Love me. Love me. I’m not what you expected, but oh, please love me.” (pg. 6)
Bloom is Kelle Hampton’s memoir of her incredibly emotional first hours, days, and months as Nella’s mother. Instead of basking in the joy of having a perfect-in-her-own-way newborn, Kelle found herself in a very dark, very frightening place where she struggled to accept this child who was different than she had expected.
(Accept may not be the exact word. As Kelle writes, “I don’t think acceptance is just a course you can check off when you’re finished, never to return to it again. You continually arrive at a greater place of understanding through each challenge, experiencing many moments when you feel broken along the way: This is hard. I don’t know how to do this. I need help. I’m not strong enough for this. I’ve had those moments outside of Down syndrome, and I fully expect there will be more in the coming years, both with Nella’s challenges and with life struggles in general. Because of those moments, I understand that the brokenness and confusion and inner disarray are all gifts, allowing you to discover yourself and grasp your connection to the world. When you feel you’ve arrived at your lowest point, think again. It’s really just the starting line for your highest point – the greatest understanding, the most strength, the deepest confidence.” pg. 281)
Make no mistake, Bloom is not always such a feel-good, introspective, motivational book. There’s a lot here that is emotionally difficult to read. Kelle owns her struggle, fully and completely, and she gives it to her readers in every heartwrenching detail, even when it would be easier to edit out the parts that others would keep private.
“A week before she was born, I had used a gift certificate my friends had pooled together to buy an over-the-top pink silk baby book that I paid extra to have “Nella Cordelia” elegantly embroidered across the top. And, I am sorry to say, I had a moment of disappointment after my sweet girl entered the world in which I actually thought, I guess I can’t use that baby book anymore. I am ashamed to admit that, for a moment, I felt I had used up a beautiful name on a baby I hadn’t intended to be the recipient or that I suddenly didn’t want to send out a birth announcement when weeks earlier I obsessed over a flat or folded card. This saddens me now. But it was in this beautiful mess of my former self that true potential dwelled – potential to be molded and shaped by a grand defining moment. And where there is potential … there is greatness.” (pg. 140)
I felt I had used up a beautiful name on a baby I hadn’t intended to be the recipient ….
Honesty doesn’t get more real than that, folks.

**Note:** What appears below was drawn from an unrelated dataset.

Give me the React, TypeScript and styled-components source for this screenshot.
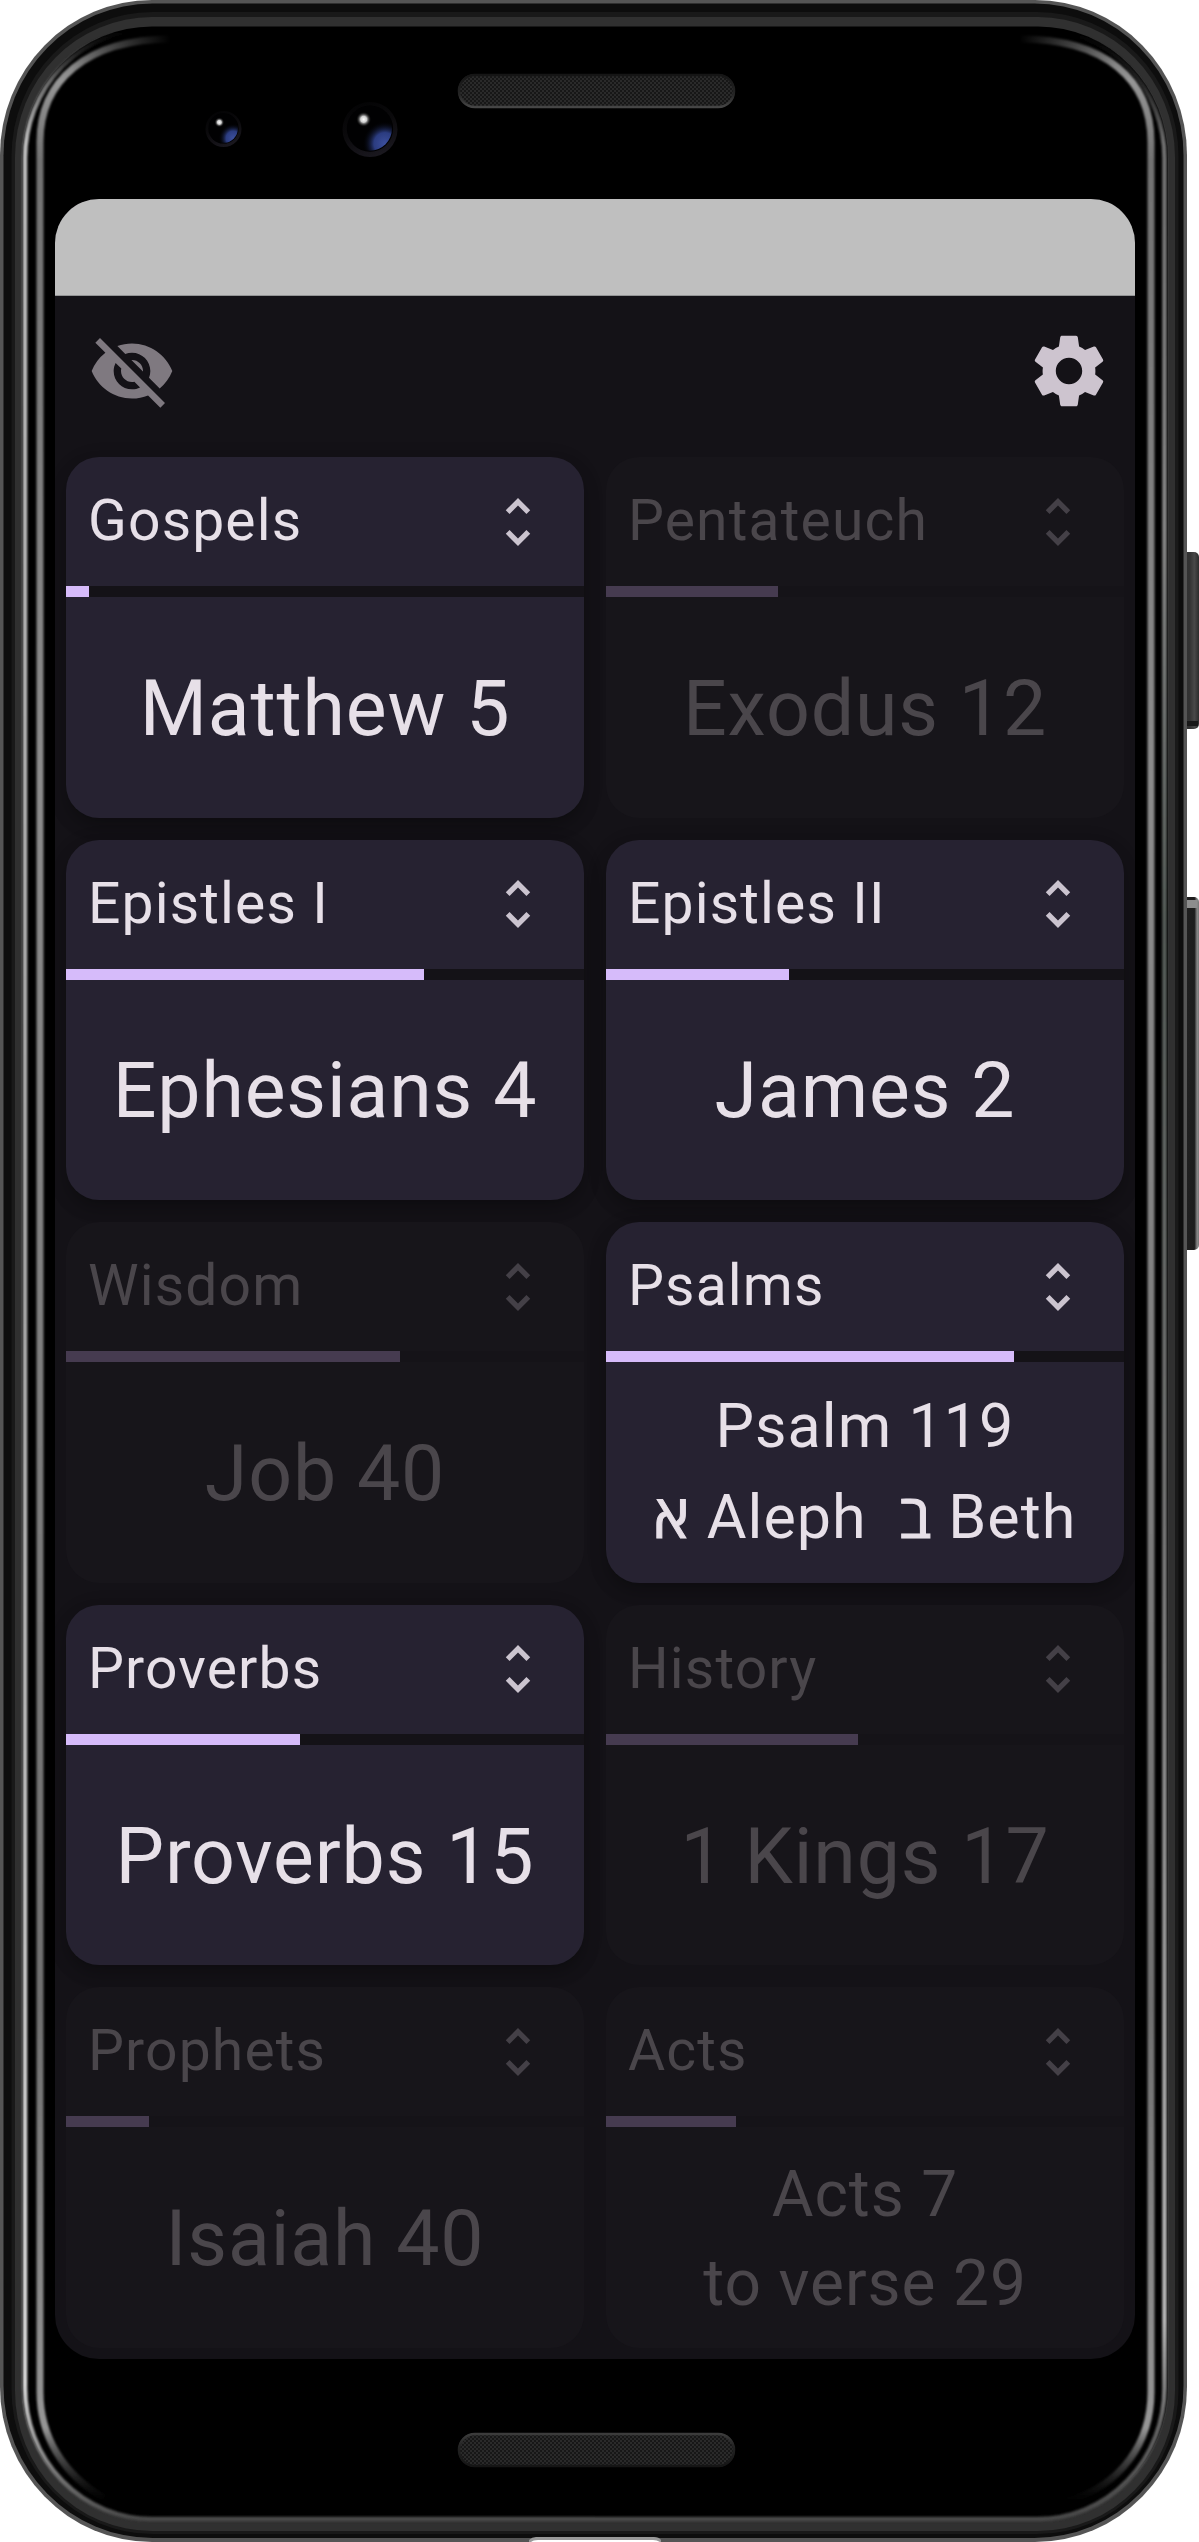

Kelle has been criticized on her blog and in some reviews of her book about her lifestyle and her reactions (such as those mentioned above) after Nella was born. All I have to say about that is this: We can be an incredibly judgmental society and we mothers are often hardest on each other. I have no interest in responding with nothing less than compassion. Even among those of us who are parents of children with special needs, our experiences are never, ever identical. (Kind of like, well, parents of any children, really.) Our journeys and our growth are uniquely our own. As we in the autism community are fond of saying, if you’ve met one child with autism (or Asperger’s), then you’ve met one child with autism (or Asperger’s).
I think that extends to us as parents, too. Over the course of Nella’s first year of life, Kelle goes through a range of emotions – from the initial overwhelming sadness to adjusting to their new life to the beginning stages of healing. Sometimes from the vantage point of time it is easier to forget just how painful and sad and scary those days and hours were – or are.
“Healing is a bit like watching a flower bloom. You don’t really know when it’s going to happen, and despite the fact that you might be sitting there in front of barren ground attempting to will a bare stem to blossom, it doesn’t happen on command. No, it is gradual. Like time-lapse photography. And as you are sitting, waiting, pleading for growth, you eventually begin to forget that you are waiting until suddenly, days later, you look and behold … a bloom.” (pg. 57)
As part of her healing, Kelle begins to share her story and photographs through her blog, Enjoying the Small Things, and finally, to embrace the wider Down syndrome community not just as Nella’s, but as her own and her entire extended family, by growing and doing things she never imagined.
“Confidence doesn’t always come in surges. Sometimes – lots of times – it brews unbeknownst to us, building during the time we feel the least confident – through the tears, the questioning, the self-doubt, the begging God to make it better. Confidence, like contentment, is earned, paved stone by stone until you finally turn back and realize it has all been pieced together to create something strong. Confidence is a process.” (pg. 171)
Just as there are difficult parts in Bloom, watching Kelle’s journey unfold is also breathtakingly beautiful – made so by her words, yes, but especially so through the gorgeous photographs she includes. (As much as I love my Kindle, this is definitely a book to be read in print for the pictures.) They add a bit to the perfection mystique, sure, but they’re important for several other reasons. They illustrate – more than words can ever say – the message that Nella is someone to be proud of, not hidden … and above all else, a beautiful little girl who is without a single doubt absolutely, completely 100% perfect.
Thank you to TLC Book Tours for providing me a copy of Bloom: Finding Beauty in the Unexpected in exchange for my honest review. I was not compensated in any way.